Please say how many lines of the listing hold "that", with no other words in the answer.

#### Data rows ####

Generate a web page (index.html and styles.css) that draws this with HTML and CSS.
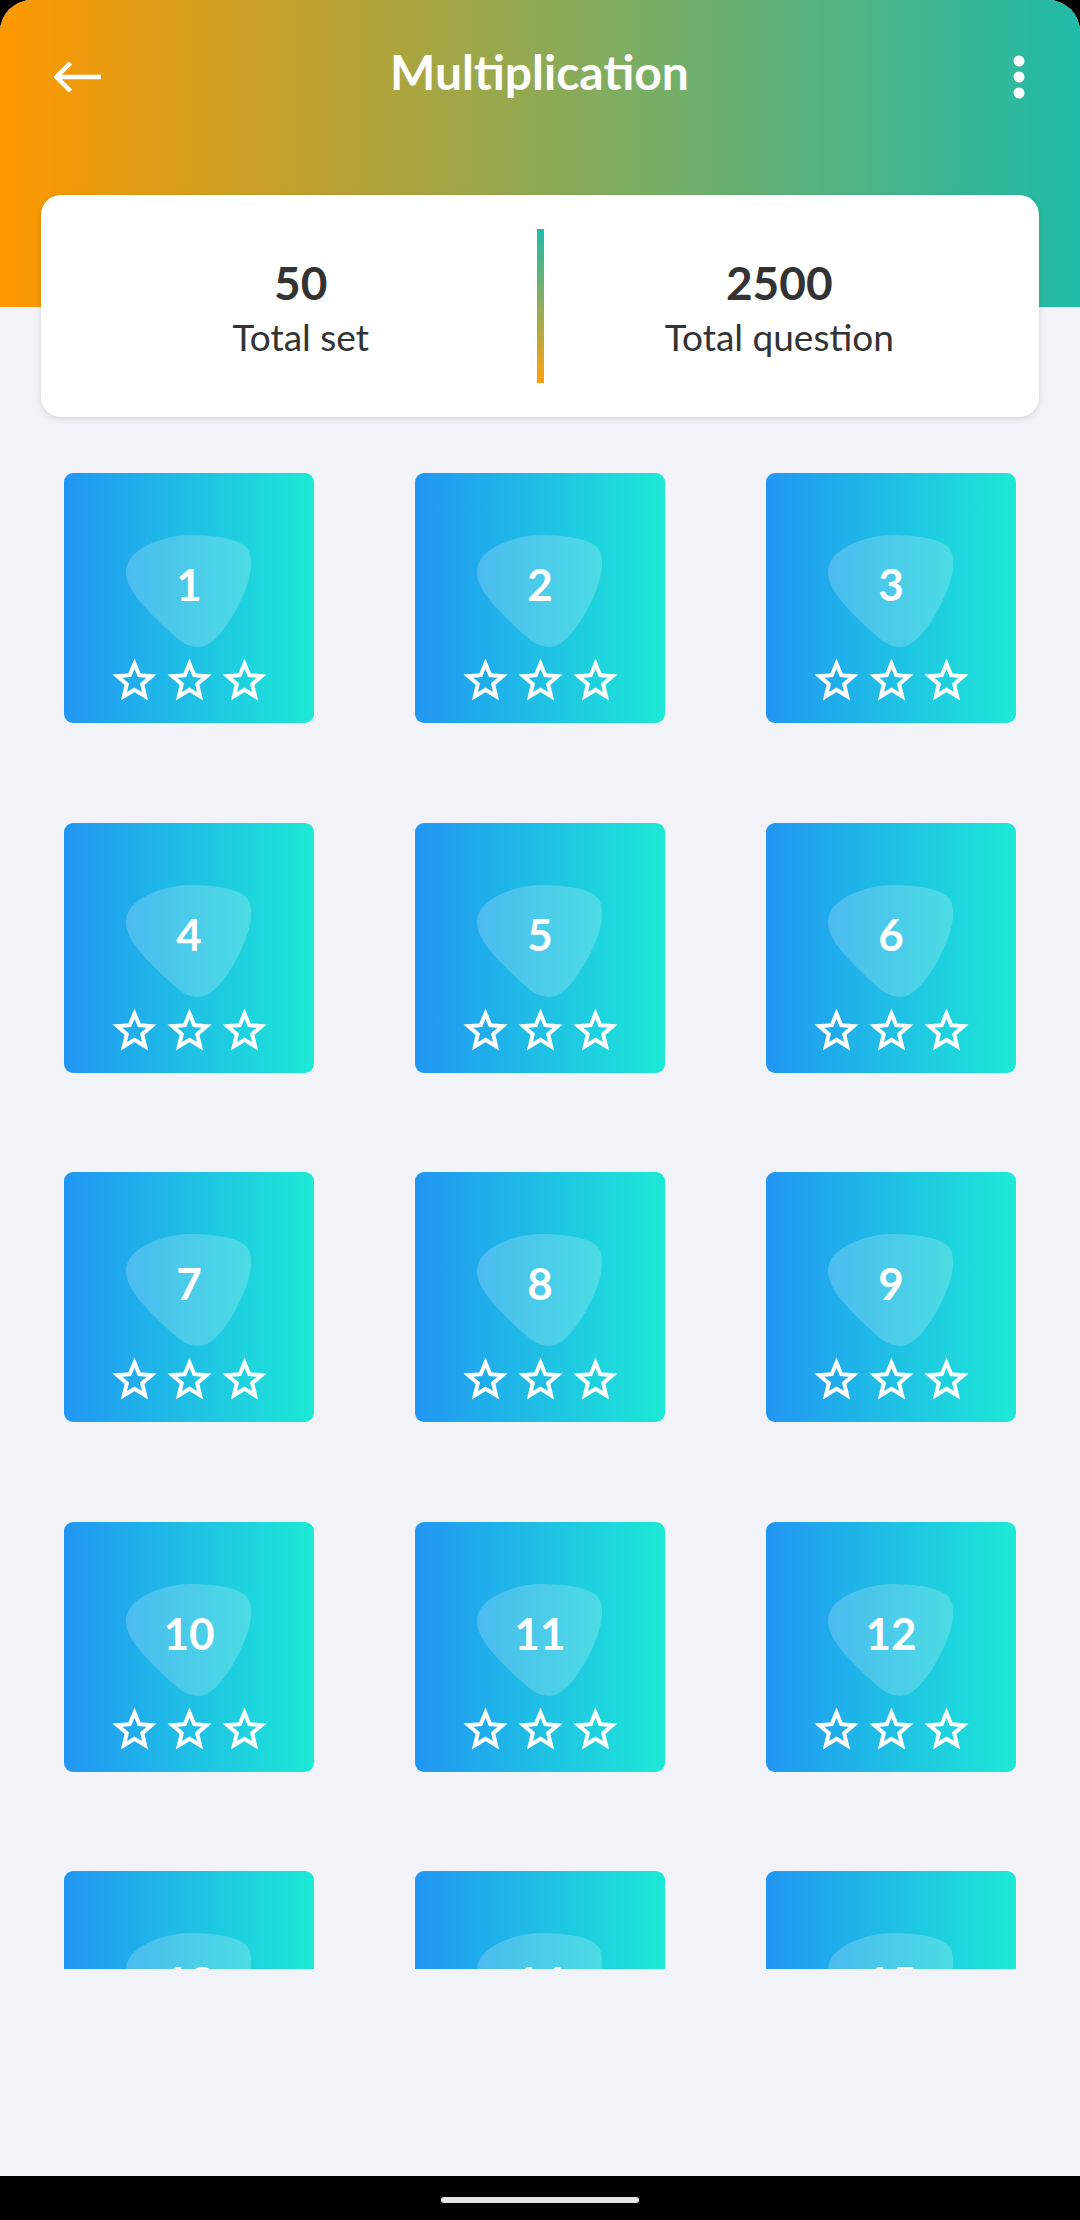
FILE: index.html
```html
<!DOCTYPE html>
<html lang="en">
<head>
    <meta charset="UTF-8">
    <meta name="viewport" content="width=device-width, initial-scale=1.0">
    <title>Multiplication</title>
    <link rel="stylesheet" href="styles.css">
</head>
<body>
    <div class="screen">
        <div class="top">
            <div class="appbar">
                <div class="side">
                    <svg class="back-btn" width="48" height="30" viewBox="0 0 48 30">
                        <path d="M2 15 H47 M16.5 1 L2.5 15 L16.5 29" fill="none" stroke="#fff" stroke-width="4.5"/>
                    </svg>
                </div>
                <div class="title">Multiplication</div>
                <div class="side side-right">
                    <svg class="menu-btn" width="12" height="44" viewBox="0 0 12 44">
                        <circle cx="6" cy="6" r="5.5" fill="#fff"/>
                        <circle cx="6" cy="22" r="5.5" fill="#fff"/>
                        <circle cx="6" cy="38" r="5.5" fill="#fff"/>
                    </svg>
                </div>
            </div>

            <div class="stats">
                <div class="stat">
                    <div class="stat-value">50</div>
                    <div class="stat-label">Total set</div>
                </div>
                <div class="divider"></div>
                <div class="stat">
                    <div class="stat-value">2500</div>
                    <div class="stat-label">Total question</div>
                </div>
            </div>
        </div>

        <div class="sets" id="sets">
            <!-- tiles are built in the script below -->
        </div>

        <div class="spacer"></div>
    </div>

    <div class="navbar">
        <div class="handle"></div>
    </div>

    <script>
        const blob = '<svg class="blob" width="126" height="112" viewBox="0 0 126 112"><path d="M2 28 C8 12, 40 0, 64 0 C90 0, 112 4, 120 12 C128 20, 126 40, 118 58 C110 78, 96 100, 84 108 C74 115, 62 112, 52 104 C36 90, 12 68, 4 52 C-1 42, -1 34, 2 28 Z" fill="rgba(255,255,255,0.2)"/></svg>';
        const star = '<svg width="45" height="43" viewBox="-22.5 -23.7 45 43"><polygon points="0,-18 4.76,-6.55 17.12,-5.56 7.7,2.5 10.58,14.56 0,8.1 -10.58,14.56 -7.7,2.5 -17.12,-5.56 -4.76,-6.55" fill="none" stroke="#fff" stroke-width="4" stroke-linejoin="miter"/></svg>';

        const sets = document.getElementById('sets');
        let html = '';
        for (let i = 1; i <= 15; i++) {
            html += `<div class="tile">
                <div class="badge">${blob}<span class="num">${i}</span></div>
                <div class="stars">${star}${star}${star}</div>
            </div>`;
        }
        sets.innerHTML = html;
    </script>
</body>
</html>
```

FILE: styles.css
```css
html {
    background: #000;
}

body {
    margin: 0;
    width: 1080px;
    height: 2220px;
    font-family: Lato, "Open Sans", sans-serif;
    overflow: hidden;
}

.screen {
    height: 2176px;
    background-color: #f1f3f8;
    border-radius: 32px 32px 0 0;
    overflow: hidden;
    display: flex;
    flex-direction: column;
}

.top {
    background: linear-gradient(90deg, #ff9800 0%, #20bba8 100%) no-repeat;
    background-size: 100% 307px;
}

.appbar {
    height: 154px;
    display: flex;
    align-items: center;
    padding: 0 55px 0 54px;
}

.side {
    width: 60px;
    display: flex;
}

.side-right {
    justify-content: flex-end;
}

.back-btn,
.menu-btn {
    display: block;
}

.title {
    flex: 1;
    text-align: center;
    color: #fff;
    font-size: 48px;
    font-weight: bold;
    padding-bottom: 12px;
}

.stats {
    margin: 41px 41px 0;
    height: 222px;
    box-sizing: border-box;
    padding: 34px 24px;
    background-color: #fff;
    border-radius: 20px;
    box-shadow: 0 2px 6px rgba(0, 0, 0, 0.12);
    display: flex;
}

.stat {
    flex: 1;
    display: flex;
    flex-direction: column;
    align-items: center;
    justify-content: center;
    color: #333;
    padding-top: 4px;
}

.stat-value {
    font-size: 46px;
    font-weight: bold;
    line-height: 52px;
}

.stat-label {
    font-size: 37px;
    line-height: 44px;
    margin-top: 6px;
}

.divider {
    width: 7px;
    background: linear-gradient(180deg, #20bba8, #ff9f10);
}

.sets {
    margin-top: 56px;
    height: 1496px;
    overflow: hidden;
    padding: 0 64px;
    display: grid;
    grid-template-columns: repeat(3, 250px);
    grid-auto-rows: 250px;
    justify-content: space-between;
    row-gap: 99.5px;
    align-content: start;
}

.tile {
    border-radius: 9px;
    background: linear-gradient(90deg, #2196f3 0%, #1de9d6 100%);
    display: flex;
    flex-direction: column;
    align-items: center;
    padding-top: 62px;
    box-sizing: border-box;
}

.badge {
    position: relative;
    width: 126px;
    height: 112px;
    display: flex;
    align-items: center;
    justify-content: center;
}

.blob {
    position: absolute;
    top: 0;
    left: 0;
}

.num {
    position: relative;
    color: #fff;
    font-size: 44px;
    font-weight: bold;
    padding-bottom: 14px;
}

.stars {
    margin-top: 11px;
    display: flex;
    gap: 10px;
}

.stars svg {
    display: block;
}

.spacer {
    flex: 1;
}

.navbar {
    height: 44px;
    background: #000;
    display: flex;
    justify-content: center;
    padding-top: 21px;
    box-sizing: border-box;
}

.handle {
    width: 198px;
    height: 6px;
    border-radius: 3px;
    background: #e6e6e6;
}
```
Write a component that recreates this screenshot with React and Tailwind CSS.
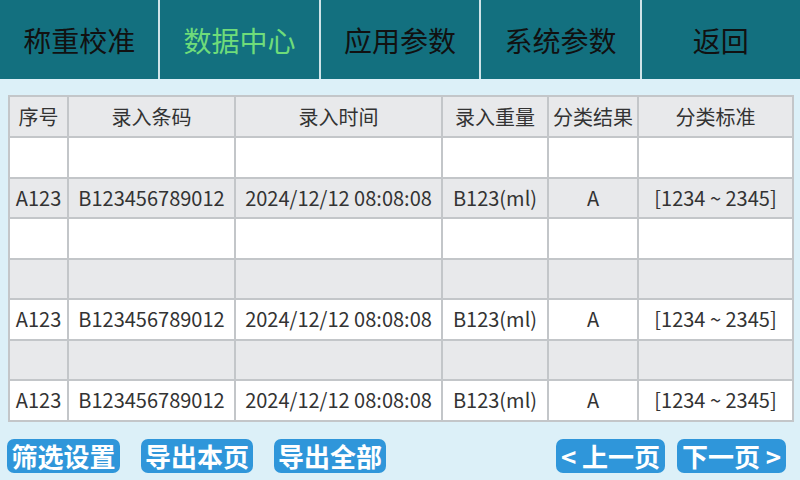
const tabs = ["称重校准", "数据中心", "应用参数", "系统参数", "返回"];

const cols = [
  { title: "序号", w: "w-[59px]" },
  { title: "录入条码", w: "w-[167px]" },
  { title: "录入时间", w: "w-[207px]" },
  { title: "录入重量", w: "w-[106px]" },
  { title: "分类结果", w: "w-[90px]" },
  { title: "分类标准", w: "w-[155px]" },
];

const filled = ["A123", "B123456789012", "2024/12/12 08:08:08", "B123(ml)", "A", "[1234 ~ 2345]"];

// 7 data rows, some empty
const rows = [null, filled, null, null, filled, null, filled];

function Btn({ w, children }) {
  return (
    <button className={"h-[34px] rounded-[7px] bg-[#2f96da] text-white text-[26px] font-bold leading-none flex items-center justify-center " + w}>
      {children}
    </button>
  );
}

export default function App() {
  return (
    <div
      className="w-[800px] h-[480px] bg-[#dcf0f8] flex flex-col overflow-hidden"
      style={{ fontFamily: '"Noto Sans CJK SC", "Noto Sans", sans-serif' }}
    >
      {/* 顶部导航 */}
      <div className="h-[79px] bg-[#13707f] flex">
        {tabs.map((t, i) => (
          <div
            key={t}
            className={
              "flex-1 flex items-center justify-center text-[28px] " +
              (i > 0 ? "border-l-2 border-[#cfe4e8] " : "") +
              (i === 1 ? "text-[#6fdc7a]" : "text-[#111]")
            }
          >
            {t}
          </div>
        ))}
      </div>

      {/* 数据表 */}
      <div className="px-[8px] pt-[16px]">
        <table className="w-[784px] border-collapse table-fixed text-[20px] text-[#333]">
          <thead>
            <tr className="h-[41px] bg-[#e8e9eb]">
              {cols.map((c) => (
                <th key={c.title} className={"border-2 border-[#c3c6c9] font-normal text-center " + c.w}>
                  {c.title}
                </th>
              ))}
            </tr>
          </thead>
          <tbody>
            {rows.map((r, i) => (
              <tr key={i} className={"h-[40.5px] " + (i % 2 === 0 ? "bg-white" : "bg-[#e8e9eb]")}>
                {cols.map((c, j) => (
                  <td key={j} className="border-2 border-[#c3c6c9] text-center whitespace-nowrap p-0">
                    {r ? r[j] : ""}
                  </td>
                ))}
              </tr>
            ))}
          </tbody>
        </table>
      </div>

      {/* 底部按钮 */}
      <div className="mt-auto mb-[7px] pl-[7px] pr-[14px] flex items-center">
        <div className="flex gap-[21px]">
          <Btn w="w-[113px]">筛选设置</Btn>
          <Btn w="w-[112px]">导出本页</Btn>
          <Btn w="w-[112px]">导出全部</Btn>
        </div>
        <div className="ml-auto flex gap-[12px]">
          <Btn w="w-[109px]">&lt; 上一页</Btn>
          <Btn w="w-[109px]">下一页 &gt;</Btn>
        </div>
      </div>
    </div>
  );
}
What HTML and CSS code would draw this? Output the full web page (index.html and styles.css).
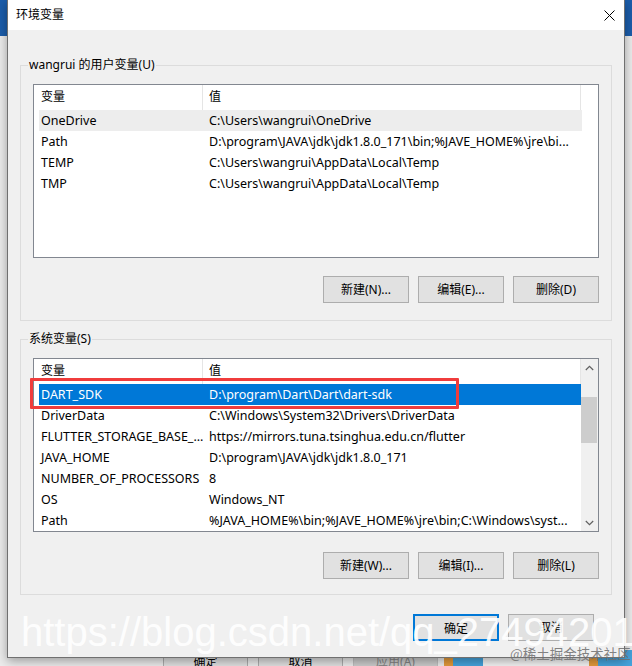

####

> [Result of this task] 2